◆ **STORED DATA**
** START **

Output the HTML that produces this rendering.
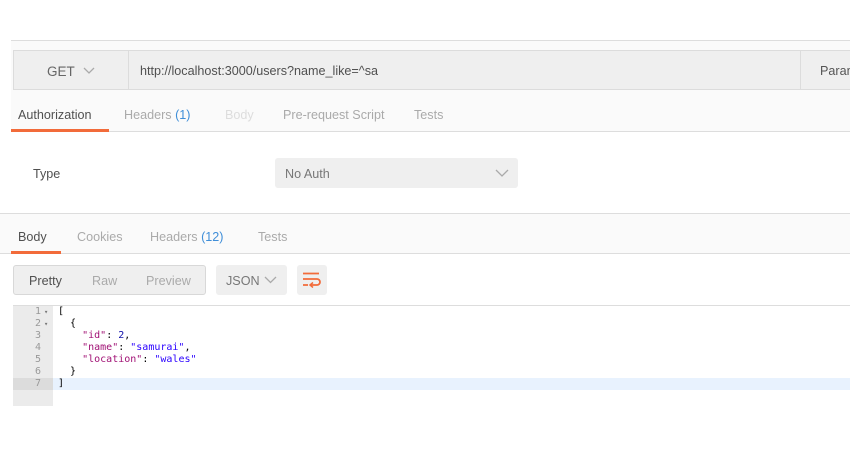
<!DOCTYPE html>
<html><head><style>
*{margin:0;padding:0;box-sizing:border-box}
body{width:850px;height:450px;background:#fff;font-family:"Liberation Sans",sans-serif;position:relative;overflow:hidden;font-size:12.6px;color:#808080}
.a{position:absolute}
.mono{font-family:"DejaVu Sans Mono","Liberation Mono",monospace;font-size:10px;line-height:12px}
</style></head><body>
<div class="a" style="left:11px;top:40px;width:839px;height:92px;background:#fafafa;border-top:1px solid #ddd"></div>
<div class="a" style="left:13px;top:50px;width:840px;height:40px;background:#efefef;border:1px solid #dcdcdc"></div>
<div class="a" style="left:128px;top:51px;width:1px;height:38px;background:#dcdcdc"></div>
<div class="a" style="left:800px;top:51px;width:1px;height:38px;background:#dcdcdc"></div>
<div class="a" style="left:47px;top:64px;font-size:13.5px;color:#666">GET</div>
<svg class="a" style="left:83px;top:67px" width="12" height="8"><path d="M1 1l5 5 5-5" stroke="#aaa" stroke-width="1.3" fill="none"/></svg>
<div class="a" style="left:140px;top:64px;font-size:12.6px;color:#505050">http://localhost:3000/users?name_like=^sa</div>
<div class="a" style="left:820px;top:64px;font-size:12.6px;color:#555">Params</div>
<div class="a" style="left:18px;top:108px;color:#505050">Authorization</div>
<div class="a" style="left:124px;top:108px;color:#aaa">Headers <span style="color:#3f8ed8">(1)</span></div>
<div class="a" style="left:225px;top:108px;color:#ddd">Body</div>
<div class="a" style="left:283px;top:108px;color:#aaa">Pre-request Script</div>
<div class="a" style="left:414px;top:108px;color:#aaa">Tests</div>
<div class="a" style="left:11px;top:131px;width:839px;height:1px;background:#ddd"></div>
<div class="a" style="left:11px;top:129px;width:98px;height:3px;background:#f26b3a"></div>
<div class="a" style="left:33px;top:167px;color:#505050">Type</div>
<div class="a" style="left:275px;top:158px;width:243px;height:30px;background:#efefef;border-radius:3px"></div>
<div class="a" style="left:285px;top:167px;color:#777">No Auth</div>
<svg class="a" style="left:495px;top:169px" width="14" height="9"><path d="M1 1l6 6 6-6" stroke="#aaa" stroke-width="1.3" fill="none"/></svg>
<div class="a" style="left:0;top:213px;width:850px;height:41px;background:#fafafa;border-top:1px solid #ddd;border-bottom:1px solid #ddd"></div>
<div class="a" style="left:18px;top:230px;color:#505050">Body</div>
<div class="a" style="left:77px;top:230px;color:#aaa">Cookies</div>
<div class="a" style="left:150px;top:230px;color:#aaa">Headers <span style="color:#3f8ed8">(12)</span></div>
<div class="a" style="left:258px;top:230px;color:#aaa">Tests</div>
<div class="a" style="left:11px;top:251px;width:50px;height:3px;background:#f26b3a"></div>
<div class="a" style="left:13px;top:265px;width:193px;height:30px;background:#efefef;border:1px solid #d8d8d8;border-radius:3px"></div>
<div class="a" style="left:29px;top:274px;color:#505050">Pretty</div>
<div class="a" style="left:92px;top:274px;color:#aaa">Raw</div>
<div class="a" style="left:146px;top:274px;color:#aaa">Preview</div>
<div class="a" style="left:216px;top:265px;width:71px;height:30px;background:#efefef;border-radius:3px"></div>
<div class="a" style="left:226px;top:274px;color:#777">JSON</div>
<svg class="a" style="left:264px;top:276px" width="13" height="8"><path d="M1 1l5.5 5.5 5.5-5.5" stroke="#aaa" stroke-width="1.3" fill="none"/></svg>
<div class="a" style="left:297px;top:265px;width:30px;height:30px;background:#efefef;border-radius:3px"></div>
<svg class="a" style="left:303px;top:272px" width="18" height="16"><path d="M0 1.5h16M0 7h14a3 3 0 0 1 0 6h-6M0 13h5" stroke="#f26b3a" stroke-width="1.8" fill="none"/><path d="M10 10.5l-3 2.5 3 2.5" stroke="#f26b3a" stroke-width="1.5" fill="none"/></svg>
<div class="a" style="left:13px;top:305px;width:837px;height:1px;background:#ddd"></div>
<div class="a" style="left:13px;top:306px;width:40px;height:100px;background:#ebebeb"></div>
<div class="a" style="left:13px;top:378px;width:40px;height:12px;background:#dcdcdc"></div>
<div class="a" style="left:53px;top:378px;width:797px;height:12px;background:#e8f2fe"></div>
<div class="a mono" style="left:13px;top:306px;width:28px;text-align:right;color:#999">1<br>2<br>3<br>4<br>5<br>6<br>7</div>
<div class="a mono" style="left:44px;top:306px;color:#777;font-size:7px">▾<br>▾</div>
<div class="a mono" style="left:58px;top:306px;color:#000;white-space:pre">[
  {
    <span style="color:#a11175">"id"</span>: <span style="color:#11a">2</span>,
    <span style="color:#a11175">"name"</span>: <span style="color:#2a00ff">"samurai"</span>,
    <span style="color:#a11175">"location"</span>: <span style="color:#2a00ff">"wales"</span>
  }
]</div>
</body></html>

** END **

◆ **THE TASK**
Transcribe the full listing above exactly, with the images removed.

◆ **REPLY TO THE TASK**
Output the HTML that produces this rendering.
<!DOCTYPE html>
<html><head><style>
*{margin:0;padding:0;box-sizing:border-box}
body{width:850px;height:450px;background:#fff;font-family:"Liberation Sans",sans-serif;position:relative;overflow:hidden;font-size:12.6px;color:#808080}
.a{position:absolute}
.mono{font-family:"DejaVu Sans Mono","Liberation Mono",monospace;font-size:10px;line-height:12px}
</style></head><body>
<div class="a" style="left:11px;top:40px;width:839px;height:92px;background:#fafafa;border-top:1px solid #ddd"></div>
<div class="a" style="left:13px;top:50px;width:840px;height:40px;background:#efefef;border:1px solid #dcdcdc"></div>
<div class="a" style="left:128px;top:51px;width:1px;height:38px;background:#dcdcdc"></div>
<div class="a" style="left:800px;top:51px;width:1px;height:38px;background:#dcdcdc"></div>
<div class="a" style="left:47px;top:64px;font-size:13.5px;color:#666">GET</div>
<svg class="a" style="left:83px;top:67px" width="12" height="8"><path d="M1 1l5 5 5-5" stroke="#aaa" stroke-width="1.3" fill="none"/></svg>
<div class="a" style="left:140px;top:64px;font-size:12.6px;color:#505050">http://localhost:3000/users?name_like=^sa</div>
<div class="a" style="left:820px;top:64px;font-size:12.6px;color:#555">Params</div>
<div class="a" style="left:18px;top:108px;color:#505050">Authorization</div>
<div class="a" style="left:124px;top:108px;color:#aaa">Headers <span style="color:#3f8ed8">(1)</span></div>
<div class="a" style="left:225px;top:108px;color:#ddd">Body</div>
<div class="a" style="left:283px;top:108px;color:#aaa">Pre-request Script</div>
<div class="a" style="left:414px;top:108px;color:#aaa">Tests</div>
<div class="a" style="left:11px;top:131px;width:839px;height:1px;background:#ddd"></div>
<div class="a" style="left:11px;top:129px;width:98px;height:3px;background:#f26b3a"></div>
<div class="a" style="left:33px;top:167px;color:#505050">Type</div>
<div class="a" style="left:275px;top:158px;width:243px;height:30px;background:#efefef;border-radius:3px"></div>
<div class="a" style="left:285px;top:167px;color:#777">No Auth</div>
<svg class="a" style="left:495px;top:169px" width="14" height="9"><path d="M1 1l6 6 6-6" stroke="#aaa" stroke-width="1.3" fill="none"/></svg>
<div class="a" style="left:0;top:213px;width:850px;height:41px;background:#fafafa;border-top:1px solid #ddd;border-bottom:1px solid #ddd"></div>
<div class="a" style="left:18px;top:230px;color:#505050">Body</div>
<div class="a" style="left:77px;top:230px;color:#aaa">Cookies</div>
<div class="a" style="left:150px;top:230px;color:#aaa">Headers <span style="color:#3f8ed8">(12)</span></div>
<div class="a" style="left:258px;top:230px;color:#aaa">Tests</div>
<div class="a" style="left:11px;top:251px;width:50px;height:3px;background:#f26b3a"></div>
<div class="a" style="left:13px;top:265px;width:193px;height:30px;background:#efefef;border:1px solid #d8d8d8;border-radius:3px"></div>
<div class="a" style="left:29px;top:274px;color:#505050">Pretty</div>
<div class="a" style="left:92px;top:274px;color:#aaa">Raw</div>
<div class="a" style="left:146px;top:274px;color:#aaa">Preview</div>
<div class="a" style="left:216px;top:265px;width:71px;height:30px;background:#efefef;border-radius:3px"></div>
<div class="a" style="left:226px;top:274px;color:#777">JSON</div>
<svg class="a" style="left:264px;top:276px" width="13" height="8"><path d="M1 1l5.5 5.5 5.5-5.5" stroke="#aaa" stroke-width="1.3" fill="none"/></svg>
<div class="a" style="left:297px;top:265px;width:30px;height:30px;background:#efefef;border-radius:3px"></div>
<svg class="a" style="left:303px;top:272px" width="18" height="16"><path d="M0 1.5h16M0 7h14a3 3 0 0 1 0 6h-6M0 13h5" stroke="#f26b3a" stroke-width="1.8" fill="none"/><path d="M10 10.5l-3 2.5 3 2.5" stroke="#f26b3a" stroke-width="1.5" fill="none"/></svg>
<div class="a" style="left:13px;top:305px;width:837px;height:1px;background:#ddd"></div>
<div class="a" style="left:13px;top:306px;width:40px;height:100px;background:#ebebeb"></div>
<div class="a" style="left:13px;top:378px;width:40px;height:12px;background:#dcdcdc"></div>
<div class="a" style="left:53px;top:378px;width:797px;height:12px;background:#e8f2fe"></div>
<div class="a mono" style="left:13px;top:306px;width:28px;text-align:right;color:#999">1<br>2<br>3<br>4<br>5<br>6<br>7</div>
<div class="a mono" style="left:44px;top:306px;color:#777;font-size:7px">▾<br>▾</div>
<div class="a mono" style="left:58px;top:306px;color:#000;white-space:pre">[
  {
    <span style="color:#a11175">"id"</span>: <span style="color:#11a">2</span>,
    <span style="color:#a11175">"name"</span>: <span style="color:#2a00ff">"samurai"</span>,
    <span style="color:#a11175">"location"</span>: <span style="color:#2a00ff">"wales"</span>
  }
]</div>
</body></html>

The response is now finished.